§ **WORK TO COMPLETE**:
Using the listing below, select the lines with the word "this" and copy them.

Entries with page source code
+---+

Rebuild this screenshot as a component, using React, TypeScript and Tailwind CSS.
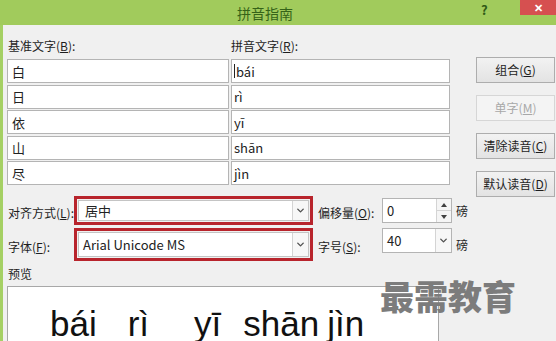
import { ChevronDown } from 'lucide-react'

const rows = [
  { base: '白', pinyin: 'bái' },
  { base: '日', pinyin: 'rì' },
  { base: '依', pinyin: 'yī' },
  { base: '山', pinyin: 'shān' },
  { base: '尽', pinyin: 'jìn' },
]

const buttons = [
  { label: '组合', key: 'G', disabled: false },
  { label: '单字', key: 'M', disabled: true },
  { label: '清除读音', key: 'C', disabled: false },
  { label: '默认读音', key: 'D', disabled: false },
]

const Label = ({ text, k }: { text: string; k: string }) => (
  <span className="text-[12px] text-[#1e1e1e] whitespace-nowrap">
    {text}(<u>{k}</u>):
  </span>
)

const DropButton = () => (
  <div className="w-[16px] h-full flex items-center justify-center border-l border-[#d4d4d4] bg-[#f7f7f7]">
    <ChevronDown size={11} strokeWidth={3} className="text-[#505050]" />
  </div>
)

const App = () => {
  return (
    <div className="w-[556px] h-[341px] overflow-hidden relative bg-[#f0f0f0] font-['Noto_Sans_CJK_SC',sans-serif] leading-none">
      {/* Title bar */}
      <div className="h-[25px] bg-[#a1cb5c] flex items-center relative">
        <div className="flex-1 flex justify-center pr-[26px] text-[14px] text-[#356318]">拼音指南</div>
        <span className="absolute left-[481px] top-[3px] text-[13px] font-bold text-[#2f5a17]">?</span>
        <div className="absolute right-0 top-0 w-[36px] h-[15px] bg-[#d65050] flex items-center justify-center text-white text-[11px] font-bold">
          ✕
        </div>
      </div>

      {/* Body */}
      <div className="border-l-[3px] border-[#a5d064] h-[316px] relative">
        <div className="flex items-start">
          {/* Reading table */}
          <div className="pl-[4px]">
            <div className="flex pt-[11px]">
              <div className="w-[224px] pl-[1px]"><Label text="基准文字" k="B" /></div>
              <div><Label text="拼音文字" k="R" /></div>
            </div>
            <div className="mt-[7px] grid grid-cols-[222px_219px] gap-x-[2px] gap-y-[1.5px]">
              {rows.map(r => (
                <div key={r.base} className="contents">
                  <div className="h-[24px] bg-white border border-[#b4b4b4] flex items-center pl-[4px] text-[13px] text-[#222]">
                    {r.base}
                  </div>
                  <div className="h-[24px] bg-white border border-[#b4b4b4] flex items-center pl-[2px] text-[13px] text-[#222]">
                    {r.pinyin === 'bái' && <span className="w-px h-[14px] bg-[#222] mr-[1px]" />}
                    {r.pinyin}
                  </div>
                </div>
              ))}
            </div>
          </div>

          {/* Buttons */}
          <div className="ml-[26px] mt-[32px] -mb-[30px] w-[79px] flex flex-col gap-[12px]">
            {buttons.map(b => (
              <div
                key={b.key}
                className={`h-[26px] flex items-center justify-center text-[12px] border ${
                  b.disabled
                    ? 'border-[#d6d6d6] bg-[#f4f4f4] text-[#a8a8a8]'
                    : 'border-[#adadad] bg-gradient-to-b from-[#f2f2f2] to-[#e3e3e3] text-[#1e1e1e]'
                }`}
              >
                {b.label}(<u>{b.key}</u>)
              </div>
            ))}
          </div>
        </div>

        {/* Alignment / offset */}
        <div className="flex items-center mt-[11px] pl-[5px] h-[29px]">
          <div className="w-[66px]"><Label text="对齐方式" k="L" /></div>
          <div className="w-[239px] h-[29px] border-[3px] border-[#b8242c] p-[1px] flex">
            <div className="flex-1 bg-white border border-[#c4c4c4] flex items-center">
              <span className="flex-1 pl-[6px] text-[13px] text-[#222]">居中</span>
              <DropButton />
            </div>
          </div>
          <div className="ml-[5px] w-[64px]"><Label text="偏移量" k="O" /></div>
          <div className="w-[70px] h-[25px] bg-white border border-[#b4b4b4] flex">
            <span className="flex-1 flex items-center pl-[4px] text-[13px] text-[#222]">0</span>
            <div className="w-[15px] border-l border-[#d4d4d4] flex flex-col">
              <div className="flex-1 flex items-center justify-center border-b border-[#d4d4d4] bg-[#f5f5f5]">
                <div className="w-0 h-0 border-l-[3px] border-r-[3px] border-b-[4px] border-l-transparent border-r-transparent border-b-[#404040]" />
              </div>
              <div className="flex-1 flex items-center justify-center bg-[#f5f5f5]">
                <div className="w-0 h-0 border-l-[3px] border-r-[3px] border-t-[4px] border-l-transparent border-r-transparent border-t-[#404040]" />
              </div>
            </div>
          </div>
          <span className="ml-[4px] text-[12px] text-[#1e1e1e]">磅</span>
        </div>

        {/* Font / size */}
        <div className="flex items-center mt-[3px] pl-[5px] h-[33px]">
          <div className="w-[66px]"><Label text="字体" k="F" /></div>
          <div className="w-[239px] h-[33px] border-[3px] border-[#b8242c] p-[1px] flex">
            <div className="flex-1 bg-white border border-[#c4c4c4] flex items-center">
              <span className="flex-1 pl-[4px] text-[13px] text-[#222]">Arial Unicode MS</span>
              <DropButton />
            </div>
          </div>
          <div className="ml-[5px] w-[64px]"><Label text="字号" k="S" /></div>
          <div className="w-[70px] h-[25px] self-start bg-white border border-[#b4b4b4] flex">
            <span className="flex-1 flex items-center pl-[4px] text-[13px] text-[#222]">40</span>
            <DropButton />
          </div>
          <span className="ml-[4px] text-[12px] text-[#1e1e1e]">磅</span>
        </div>

        {/* Preview */}
        <div className="mt-[7px] pl-[5px] text-[12px] text-[#1e1e1e]">预览</div>
        <div className="mt-[6px] ml-[4px] w-[432px] h-[70px] bg-white border border-[#a8a8a8] pl-[42px] pt-[19px] font-['Liberation_Sans',sans-serif] text-[35px] leading-[35px] text-[#111] whitespace-nowrap">
          <span>bái</span>
          <span className="ml-[31px]">rì</span>
          <span className="ml-[45px]">yī</span>
          <span className="ml-[22px]">shān</span>
          <span className="ml-[8px]">jìn</span>
        </div>

        {/* Watermark */}
        <div className="absolute left-[377px] top-[254px] text-[34px] leading-[34px] font-black text-[#7c7c7c]">
          最需教育
        </div>
      </div>
    </div>
  )
}

export default App
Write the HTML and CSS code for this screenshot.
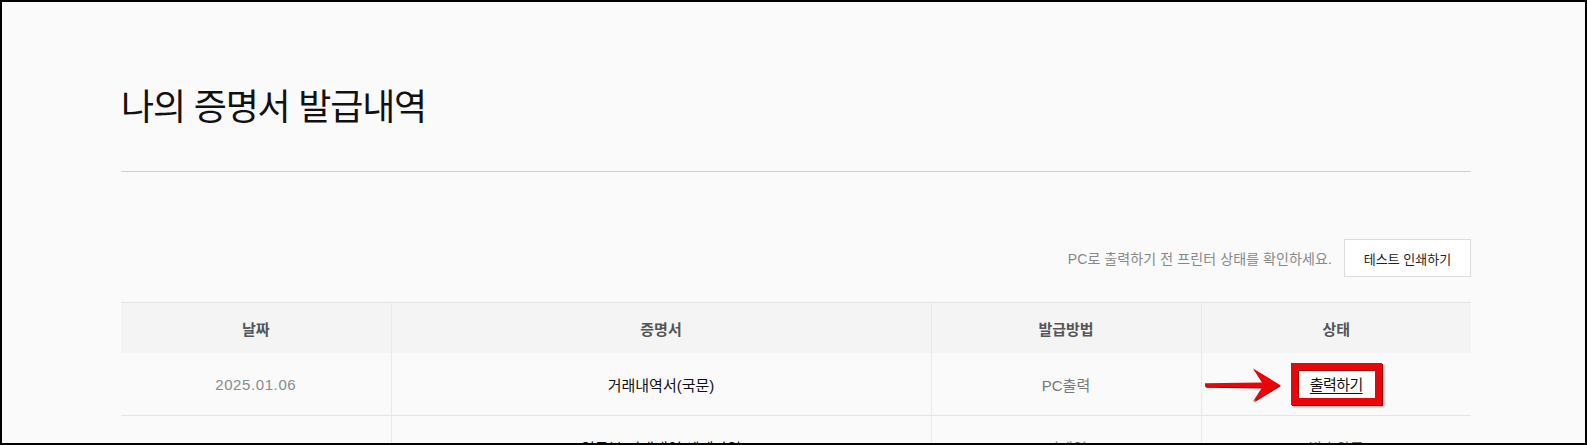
FILE: index.html
```html
<!DOCTYPE html>
<html lang="ko">
<head>
<meta charset="utf-8">
<title>나의 증명서 발급내역</title>
<link rel="stylesheet" href="styles.css">
</head>
<body>
<div class="frame">
  <div class="container">
    <h1 class="title">나의 증명서 발급내역</h1>
    <div class="toolbar">
      <p class="note">PC로 출력하기 전 프린터 상태를 확인하세요.</p>
      <button class="test-btn" type="button">테스트 인쇄하기</button>
    </div>
    <table class="history">
      <colgroup>
        <col class="c-date"><col class="c-cert"><col class="c-method"><col class="c-status">
      </colgroup>
      <thead>
        <tr><th>날짜</th><th>증명서</th><th>발급방법</th><th>상태</th></tr>
      </thead>
      <tbody>
        <tr>
          <td class="date">2025.01.06</td>
          <td class="cert">거래내역서(국문)</td>
          <td class="method">PC출력</td>
          <td class="status">
            <svg class="arrow" width="80" height="36" viewBox="0 0 80 36" aria-hidden="true">
              <path d="M2 16.2 L59 15.6 L50 1.5 L77 18 L50 34.5 L59 20.4 L2 19.8 Z" fill="#a80000" transform="translate(1,1)"/>
              <path d="M2 16.2 L59 15.6 L50 1.5 L77 18 L50 34.5 L59 20.4 L2 19.8 Z" fill="#e8060b"/>
            </svg>
            <a class="print-link" href="#">출력하기</a>
          </td>
        </tr>
        <tr>
          <td class="date">2025.01.03</td>
          <td class="cert">영문본 거래내역 예제파일</td>
          <td class="method">이메일</td>
          <td class="status plain">발송완료</td>
        </tr>
      </tbody>
    </table>
  </div>
</div>
</body>
</html>
```
FILE: styles.css
```css
html, body {
  margin: 0;
  padding: 0;
  background: #fafafa;
}
.frame {
  box-sizing: border-box;
  width: 1587px;
  height: 445px;
  border: 2px solid #000;
  background: #fafafa;
  overflow: hidden;
  font-family: "Liberation Sans", "Noto Sans CJK KR", sans-serif;
}
.container {
  width: 1350px;
  margin-left: 119px;
  padding-top: 84px;
}
.title {
  margin: 0;
  font-family: "Noto Sans CJK KR", sans-serif;
  font-size: 36px;
  line-height: 36px;
  font-weight: 400;
  color: #111;
  letter-spacing: -1.2px;
  padding-bottom: 49px;
  border-bottom: 1px solid #cfcfcf;
}
.toolbar {
  display: flex;
  justify-content: flex-end;
  align-items: center;
  gap: 12px;
  margin-top: 67px;
}
.note {
  margin: 0;
  font-family: "Liberation Sans", "Noto Sans CJK KR", sans-serif;
  font-size: 14px;
  color: #888;
  letter-spacing: 0.1px;
}
.test-btn {
  box-sizing: border-box;
  width: 127px;
  height: 38px;
  background: #fff;
  border: 1px solid #dcdcdc;
  font-family: "Noto Sans CJK KR", sans-serif;
  font-size: 13px;
  color: #222;
  letter-spacing: 0;
  padding: 0;
}
.history {
  width: 100%;
  margin-top: 25px;
  border-collapse: collapse;
  table-layout: fixed;
  border-top: 1px solid #e4e4e4;
}
.c-date, .c-method, .c-status { width: 20%; }
.c-cert { width: 40%; }
.history th {
  height: 50px;
  padding: 0;
  background: #f4f4f4;
  font-family: "Noto Sans CJK KR", sans-serif;
  font-size: 15px;
  font-weight: 700;
  color: #555;
  border-left: 1px solid #e9e9e9;
}
.history td {
  height: 62px;
  padding: 0;
  text-align: center;
  font-size: 15px;
  border-left: 1px solid #e9e9e9;
  border-bottom: 1px solid #e4e4e4;
}
.history th:first-child, .history td:first-child { border-left: none; }
.date {
  color: #8a8a8a;
  letter-spacing: 0.6px;
}
.cert {
  color: #111;
}
.method {
  color: #777;
}
.status {
  position: relative;
}
.plain { color: #666; }
.print-link {
  display: inline-block;
  border: 7px solid #e8060b;
  box-shadow: 1px 1px 0 #8a0000, 2px 2px 2px rgba(0,0,0,0.35), inset 1px 1px 0 #a00000;
  background: #fff;
  padding: 4px 12px 4px;
  color: #111;
  font-family: "Noto Sans CJK KR", sans-serif;
  font-size: 15px;
  line-height: 20px;
  letter-spacing: -0.6px;
  text-decoration: underline;
  text-underline-offset: 3px;
}
.arrow {
  position: absolute;
  left: 1px;
  top: 14px;
}
```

+---+

§ **SOLUTION**:
Rebuild this screenshot as a component, using React, TypeScript and Tailwind CSS.
Write the HTML and CSS code for this screenshot.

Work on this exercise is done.